01Общество

Взаимосвязь ислама и политики в странах Центральной Азии в Советский период

В данной статье рассматриваются религиозно-политические процессы, способствовавшие возникновению и развитию радикализации ислама, проходившие в странах Центральной Азии в советский период. Используя метод исторической ретроспективы, автор анализирует взаимодействие основных противоречащих друг-другу религиозных групп, а также их влияние на социальную и институциональную имплантацию в регион и в официальные структуры Духовных советов мусульман.

 

Ключевые слова: ислам, политика, радикализация, советская власть, фундаментализм, богословский раскол, САДУМ, репрессии, традиционный ислам.

 

В Центральной Азии весьма сильны позиции ислама, это объясняется историей развития, которые хоть в годы советской власти проходили тест на прочность, но все же получили определенную свободу от государства после Второй мировой войны. В особенности ислам все больше начал восстанавливать свои позиции, уже начиная с 70-х годов XX века. В эти годы ислам в Центральной Азии проходил новое испытание в лице влияния зарубежных центров ислама. Без понимания истории ислама в регионе трудно понять нынешнюю идеологическую перестройку центрально-азиатского ислама, а также оценить реальное влияние этих новых исламских движений и их социальную и институциональную имплантацию в таких регионах, как Ферганская долина, и даже внутри официальных структур Духовных управлений мусульман. В течение многих десятилетий Центральная Азия переживала значительные внутренние богословские дебаты среди реформаторов, консерваторов и фундаменталистов. Эти противопоставления, однако, не вытекали из внешних влияний, а скорее развивались в зависимости от местных критериев – региональных традиций, ссылок на влиятельных интеллектуальных деятелей, отношения региона к Советскому государству и конкретных социально-экономических условий [1].
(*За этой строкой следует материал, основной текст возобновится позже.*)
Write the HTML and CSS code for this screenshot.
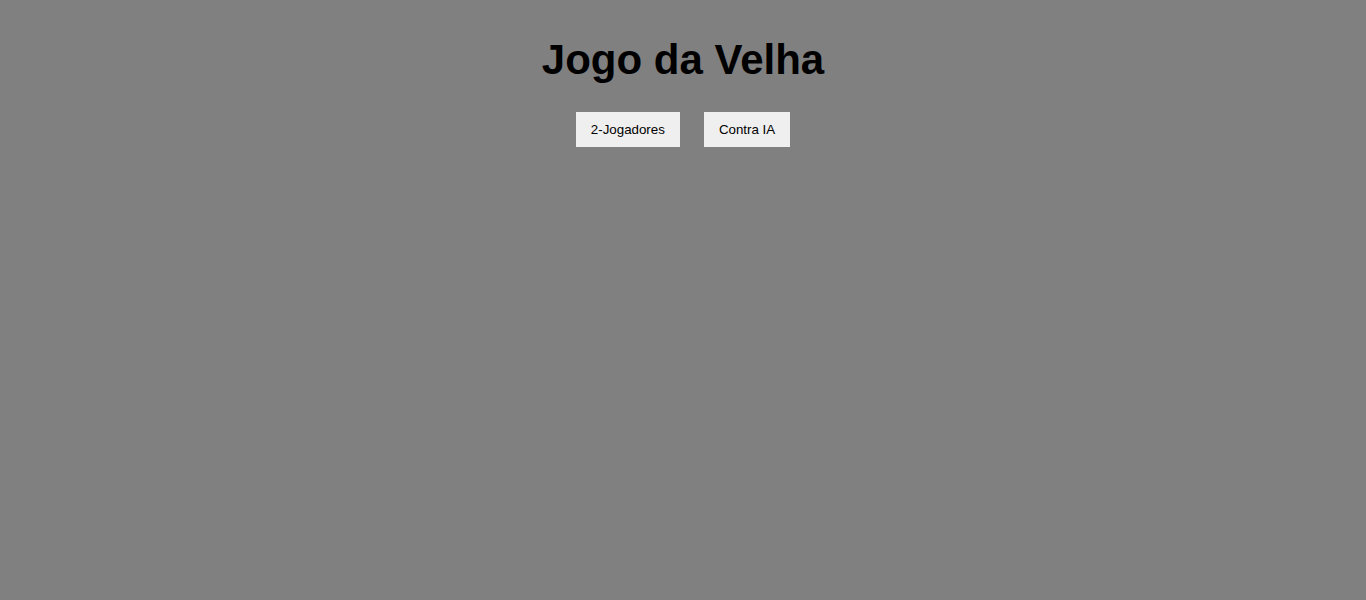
FILE: index.html
```html
<!DOCTYPE html>
<html lang="pt">
<head>
<meta charset="utf-8">
<title>Jogo da Velha</title>
<link rel="stylesheet" href="styles.css">
</head>
<body>
<main class="app">
  <h1 class="title">Jogo da Velha</h1>
  <div class="modes">
    <button class="mode-btn">2-Jogadores</button>
    <button class="mode-btn">Contra IA</button>
  </div>
</main>
</body>
</html>
```

FILE: styles.css
```css
html, body {
  margin: 0;
  padding: 0;
  background: #808080;
  height: 100%;
}
body {
  font-family: "Liberation Sans", Arial, sans-serif;
}
.app {
  display: flex;
  flex-direction: column;
  align-items: center;
  padding-top: 36px;
}
.title {
  margin: 0;
  font-size: 42px;
  font-weight: bold;
  color: #000;
  line-height: 48px;
}
.modes {
  display: flex;
  gap: 24px;
  margin-top: 28px;
}
.mode-btn {
  font-family: "Liberation Sans", Arial, sans-serif;
  font-size: 13.333px;
  background: #efefef;
  color: #000;
  border: none;
  padding: 0 15px;
  height: 35px;
  cursor: pointer;
}
```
В Центральной Азии исламское возрождение было главным образом движением коренных народов. Доктрины политического ислама развивались самостоятельно в Центральной Азии, в самом сердце советской системы. Именно российские репрессии против лидеров реформистского ислама привели к росту фундаменталистского ислама в регионе в советский период.
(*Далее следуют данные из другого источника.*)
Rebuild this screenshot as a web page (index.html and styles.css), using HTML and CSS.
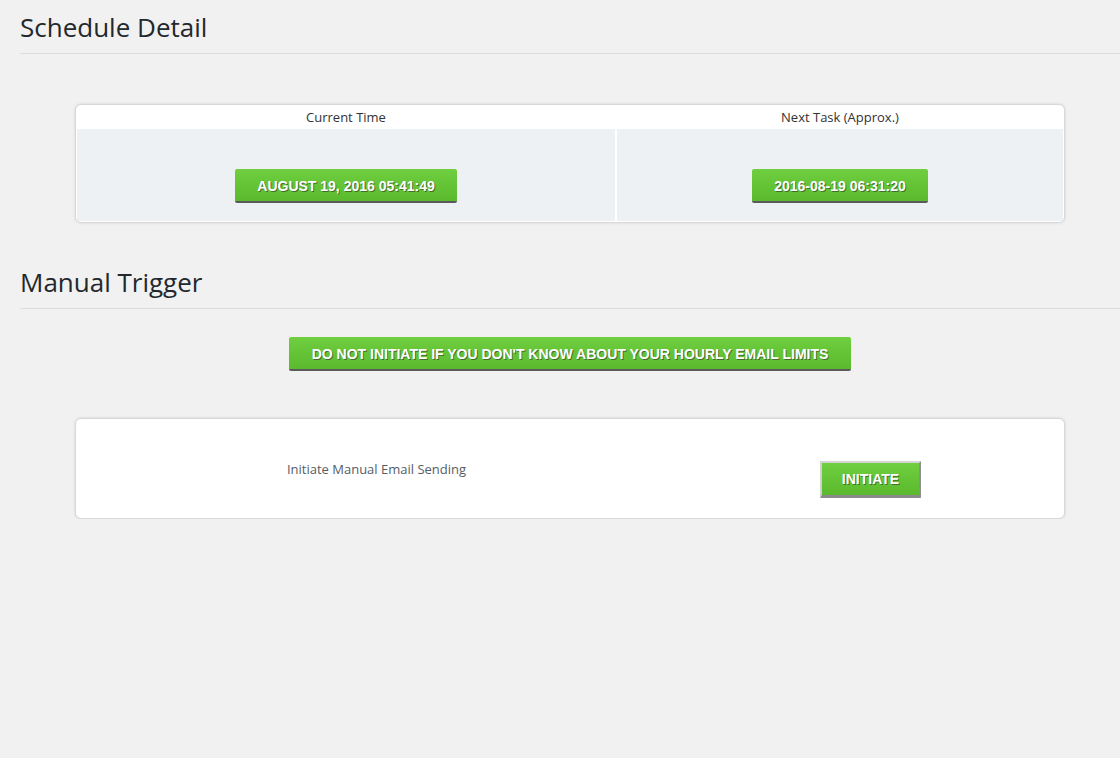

Способы передачи традиции и идеологические влияния, которые способствовали построению Советского ислама в рамках официально атеистического государства, сложны. Во-первых, необходимо проследить идеологическую и богословскую принадлежность, породившую Духовное управление мусульман Центральной Азии и Казахстана (САДУМ), единственный официальный представительский орган ислама в Центральной Азии в период с 1943 по 1991 год. Со своим видением создания «нового человека» большевистский режим рассматривал религию как знак старого мира. В Центральной Азии режим сначала не решался напрямую противостоять исламу, пока власть режима в регионе оставалась слабой. После некоторых первоначальных военных действий большевистские власти отступили и между 1921 и 1924 годами уступили исламу, тем самым сложился период передышки. Но как только так называемая оппозиция басмачей ослабла, Советская власть отказалась от своих уступок: были запрещены шариатские суды и религиозные школы, многие мечети были закрыты (из 26 000 в 1912 году в 1941 году осталось только более тысячи), книги, написанные на арабском языке, были сожжены, практикующие мусульмане были исключены из администрации, а в 1934 году оставшаяся мусульманская собственность была реквизирована. Парадоксально, но джадидисты (реформисты), большинство из которых согласились сотрудничать с большевистской властью, стали первыми жертвами сталинских репрессий. В результате их постепенного упадка общественное пространство Центральной Азии открылось для дискурсов, которые, вместо того чтобы апеллировать к реформе ислама через модернизацию, апеллировали бы к его реформированию через мифическое возвращение к истокам [2, с. 291].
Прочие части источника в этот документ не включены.